-- start DATA PROVIDED --

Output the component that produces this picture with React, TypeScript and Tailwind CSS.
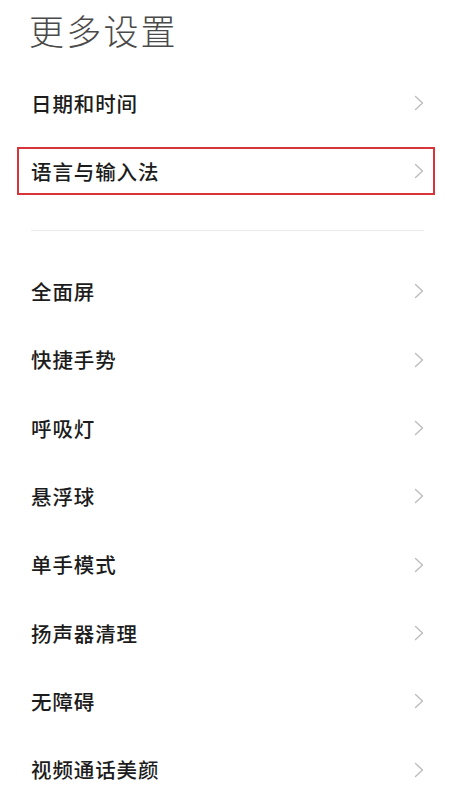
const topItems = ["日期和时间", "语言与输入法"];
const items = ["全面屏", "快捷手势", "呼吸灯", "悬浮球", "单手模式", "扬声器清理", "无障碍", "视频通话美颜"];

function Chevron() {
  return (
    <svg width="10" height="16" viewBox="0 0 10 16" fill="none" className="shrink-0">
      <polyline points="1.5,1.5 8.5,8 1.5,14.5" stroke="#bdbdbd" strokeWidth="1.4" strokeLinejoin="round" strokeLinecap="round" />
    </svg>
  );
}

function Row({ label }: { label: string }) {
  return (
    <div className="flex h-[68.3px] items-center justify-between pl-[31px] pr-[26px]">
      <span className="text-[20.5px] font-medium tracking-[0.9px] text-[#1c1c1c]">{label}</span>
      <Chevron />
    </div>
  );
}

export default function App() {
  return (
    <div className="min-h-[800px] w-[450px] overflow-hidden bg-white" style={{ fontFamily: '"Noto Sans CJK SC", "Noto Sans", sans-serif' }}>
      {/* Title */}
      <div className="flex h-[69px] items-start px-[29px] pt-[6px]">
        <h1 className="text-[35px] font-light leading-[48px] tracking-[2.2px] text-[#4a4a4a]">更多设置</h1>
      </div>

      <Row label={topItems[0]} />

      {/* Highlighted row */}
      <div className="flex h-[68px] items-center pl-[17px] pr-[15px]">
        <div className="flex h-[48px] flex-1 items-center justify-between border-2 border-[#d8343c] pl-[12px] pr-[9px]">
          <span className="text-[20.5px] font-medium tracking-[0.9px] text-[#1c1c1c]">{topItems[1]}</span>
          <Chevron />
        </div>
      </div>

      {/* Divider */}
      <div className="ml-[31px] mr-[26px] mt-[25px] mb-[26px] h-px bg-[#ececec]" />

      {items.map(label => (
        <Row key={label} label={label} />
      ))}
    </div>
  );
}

-- end DATA PROVIDED --

• STATED PROBLEM
Omit each picture, then return all of the listing exactly as it stands.

• SOLUTION TO THE PROBLEM
Output the component that produces this picture with React, TypeScript and Tailwind CSS.
const topItems = ["日期和时间", "语言与输入法"];
const items = ["全面屏", "快捷手势", "呼吸灯", "悬浮球", "单手模式", "扬声器清理", "无障碍", "视频通话美颜"];

function Chevron() {
  return (
    <svg width="10" height="16" viewBox="0 0 10 16" fill="none" className="shrink-0">
      <polyline points="1.5,1.5 8.5,8 1.5,14.5" stroke="#bdbdbd" strokeWidth="1.4" strokeLinejoin="round" strokeLinecap="round" />
    </svg>
  );
}

function Row({ label }: { label: string }) {
  return (
    <div className="flex h-[68.3px] items-center justify-between pl-[31px] pr-[26px]">
      <span className="text-[20.5px] font-medium tracking-[0.9px] text-[#1c1c1c]">{label}</span>
      <Chevron />
    </div>
  );
}

export default function App() {
  return (
    <div className="min-h-[800px] w-[450px] overflow-hidden bg-white" style={{ fontFamily: '"Noto Sans CJK SC", "Noto Sans", sans-serif' }}>
      {/* Title */}
      <div className="flex h-[69px] items-start px-[29px] pt-[6px]">
        <h1 className="text-[35px] font-light leading-[48px] tracking-[2.2px] text-[#4a4a4a]">更多设置</h1>
      </div>

      <Row label={topItems[0]} />

      {/* Highlighted row */}
      <div className="flex h-[68px] items-center pl-[17px] pr-[15px]">
        <div className="flex h-[48px] flex-1 items-center justify-between border-2 border-[#d8343c] pl-[12px] pr-[9px]">
          <span className="text-[20.5px] font-medium tracking-[0.9px] text-[#1c1c1c]">{topItems[1]}</span>
          <Chevron />
        </div>
      </div>

      {/* Divider */}
      <div className="ml-[31px] mr-[26px] mt-[25px] mb-[26px] h-px bg-[#ececec]" />

      {items.map(label => (
        <Row key={label} label={label} />
      ))}
    </div>
  );
}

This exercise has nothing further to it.